Many veterinarians will support this view, yet many will not. Increasingly veterinarians are advising clients that delayed exposure to a variety of people, animals and environments results in behavior problems that kills more dogs than the risk of disease. Typical current advice is to "socialize" (expose) puppies with care. That means exposure to responsible people and dogs and environments that are typically attended by a limited number of dogs and which dogs are very likely to have been vaccinated against disease. In this case the wording does not directly invalidate the seller's responsible if the buyer chooses to socialize.


Buyer understands and agrees to provide proper nutrition, care, exercise, and medical attention appropriate for breed and age of puppy.

Fair enough, even subject to broad interpretation.

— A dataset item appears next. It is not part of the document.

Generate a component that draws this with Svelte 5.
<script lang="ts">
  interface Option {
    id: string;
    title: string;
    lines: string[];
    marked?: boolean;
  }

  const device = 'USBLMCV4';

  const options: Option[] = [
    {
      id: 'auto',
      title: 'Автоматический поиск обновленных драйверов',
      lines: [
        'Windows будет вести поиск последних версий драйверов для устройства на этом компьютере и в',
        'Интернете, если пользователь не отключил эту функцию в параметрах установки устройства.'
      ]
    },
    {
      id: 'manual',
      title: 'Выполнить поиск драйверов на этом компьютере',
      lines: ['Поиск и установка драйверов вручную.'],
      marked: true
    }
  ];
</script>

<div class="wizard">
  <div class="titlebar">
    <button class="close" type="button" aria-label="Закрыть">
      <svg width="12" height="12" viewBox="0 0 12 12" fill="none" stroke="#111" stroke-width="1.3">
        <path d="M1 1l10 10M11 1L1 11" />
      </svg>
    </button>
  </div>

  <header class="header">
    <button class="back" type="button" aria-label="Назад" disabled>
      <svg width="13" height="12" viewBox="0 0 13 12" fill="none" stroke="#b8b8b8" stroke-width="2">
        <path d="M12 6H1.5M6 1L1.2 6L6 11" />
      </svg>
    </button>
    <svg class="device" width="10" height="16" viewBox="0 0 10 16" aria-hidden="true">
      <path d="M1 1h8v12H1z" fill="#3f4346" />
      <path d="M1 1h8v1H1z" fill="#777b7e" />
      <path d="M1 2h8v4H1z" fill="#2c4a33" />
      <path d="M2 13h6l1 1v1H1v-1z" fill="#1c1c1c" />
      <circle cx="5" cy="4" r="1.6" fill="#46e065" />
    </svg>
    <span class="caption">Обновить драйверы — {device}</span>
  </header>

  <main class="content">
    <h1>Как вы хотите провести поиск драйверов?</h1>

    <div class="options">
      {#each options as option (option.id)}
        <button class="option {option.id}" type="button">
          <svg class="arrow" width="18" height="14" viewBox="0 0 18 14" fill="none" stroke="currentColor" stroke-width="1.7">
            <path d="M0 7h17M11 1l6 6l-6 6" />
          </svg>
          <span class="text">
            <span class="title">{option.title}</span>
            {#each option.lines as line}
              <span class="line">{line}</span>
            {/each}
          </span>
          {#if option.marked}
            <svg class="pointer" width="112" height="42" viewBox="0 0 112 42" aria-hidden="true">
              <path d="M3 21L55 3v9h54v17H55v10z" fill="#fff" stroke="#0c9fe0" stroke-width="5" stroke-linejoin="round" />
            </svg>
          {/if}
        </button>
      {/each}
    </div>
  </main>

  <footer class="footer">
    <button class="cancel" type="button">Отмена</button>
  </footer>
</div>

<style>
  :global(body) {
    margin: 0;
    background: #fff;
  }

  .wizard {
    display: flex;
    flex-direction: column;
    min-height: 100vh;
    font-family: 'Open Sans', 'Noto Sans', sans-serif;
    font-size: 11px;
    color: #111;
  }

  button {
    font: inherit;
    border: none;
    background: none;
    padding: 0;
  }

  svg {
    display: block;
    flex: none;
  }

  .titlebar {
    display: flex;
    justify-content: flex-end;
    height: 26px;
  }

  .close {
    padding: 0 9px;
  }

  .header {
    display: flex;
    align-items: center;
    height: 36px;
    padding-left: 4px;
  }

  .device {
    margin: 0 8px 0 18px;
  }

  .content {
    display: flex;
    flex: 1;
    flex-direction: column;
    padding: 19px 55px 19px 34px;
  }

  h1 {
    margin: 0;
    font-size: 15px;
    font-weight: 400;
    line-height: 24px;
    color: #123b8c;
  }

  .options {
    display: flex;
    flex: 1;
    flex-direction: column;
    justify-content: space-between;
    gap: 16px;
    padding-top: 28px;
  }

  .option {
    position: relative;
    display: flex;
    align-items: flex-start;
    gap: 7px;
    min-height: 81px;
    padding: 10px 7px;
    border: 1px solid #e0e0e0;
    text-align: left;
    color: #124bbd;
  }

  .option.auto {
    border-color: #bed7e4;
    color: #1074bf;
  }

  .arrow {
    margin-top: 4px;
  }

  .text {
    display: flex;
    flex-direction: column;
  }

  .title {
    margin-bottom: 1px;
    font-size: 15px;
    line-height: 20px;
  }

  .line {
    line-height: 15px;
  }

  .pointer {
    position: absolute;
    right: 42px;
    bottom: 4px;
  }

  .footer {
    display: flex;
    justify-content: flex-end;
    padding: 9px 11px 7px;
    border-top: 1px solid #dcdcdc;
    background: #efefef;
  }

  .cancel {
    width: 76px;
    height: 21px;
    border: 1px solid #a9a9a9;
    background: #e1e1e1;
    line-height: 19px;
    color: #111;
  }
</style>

Seller warrants above puppy for one (1) year from date of birth, against genetic defects rendering it unfit as a pet. The defect must be of a true genetic nature and not environmentally induced in any way. Should genetically caused death occur within the first year, a necropsy is required and all supporting documentation must be provided upon request. Any and all documentation for all above stated reasons must be available upon request and subject to review by seller's vet.

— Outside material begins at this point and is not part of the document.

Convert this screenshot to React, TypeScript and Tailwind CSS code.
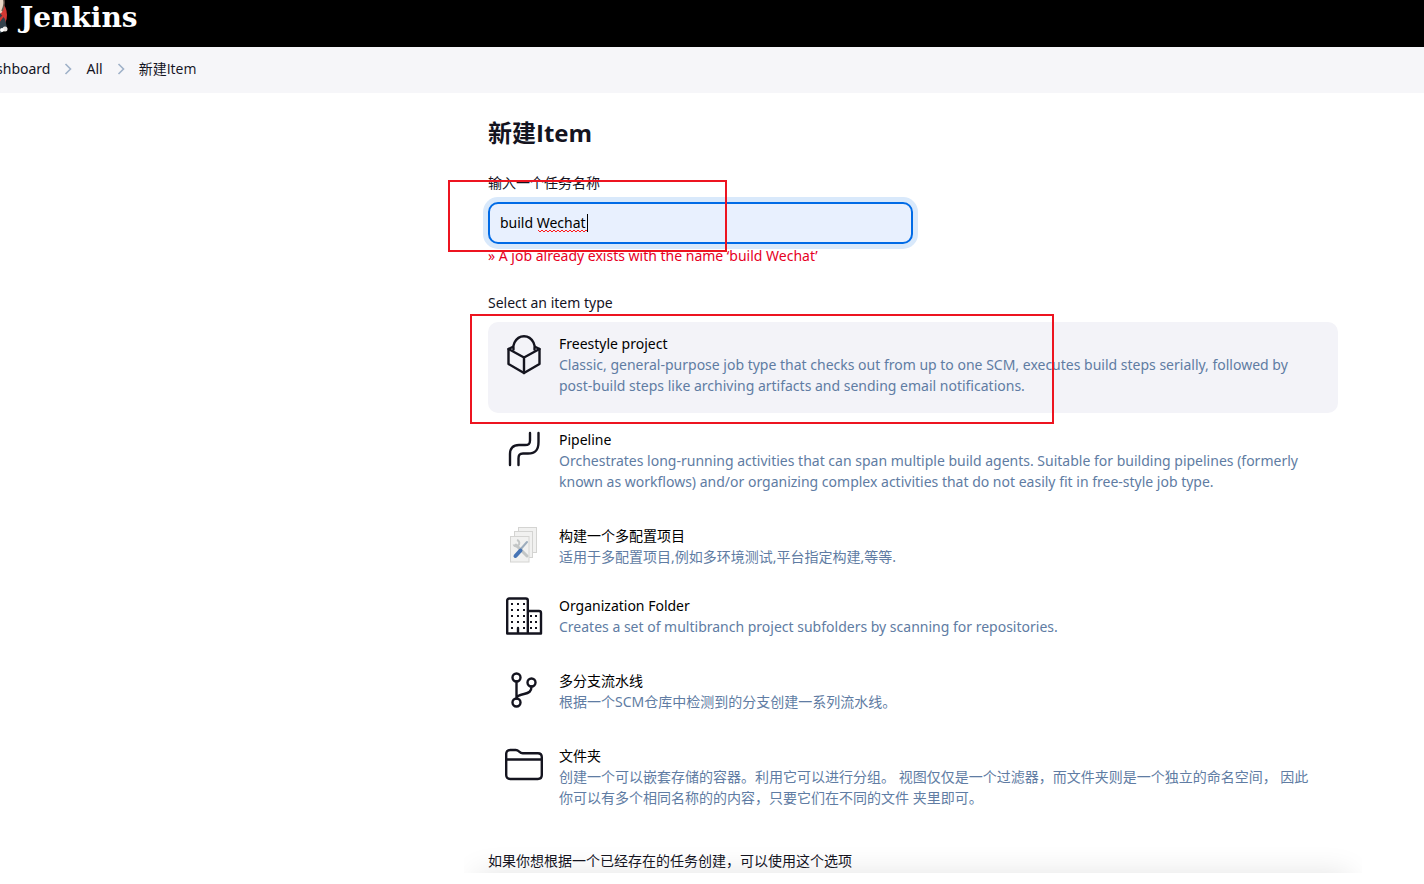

This is a good one for escaping responsibility. First, many genetic problems do not become apparent in the first year. That short period alone is enough to identify the breeder as one you don't want to deal with. Also, in most cases of "genetically caused death" the buyer will have already expended considerable sums on veterinary care, usually exceeding the initial purchase price. Yet to recover the purchase price the buyer must undertake yet additional expense for a necropsy (usually unnecessary to the existence of the problem). Furthermore what does "genetically caused death" actually mean? Would it include clearly non-lethal conditions where the buyer elects to euthanize because there is no reasonable way of attaining quality of life, including where the costs are simply very high? The buyer also should be aware that the seller can find "support" to make claims that almost any genetic condition was environmentally caused. The buyer is in a very poor position to "prove" genetic origin.

Last edited by Wylie's Mom; 03-26-2011 at 01:52 PM.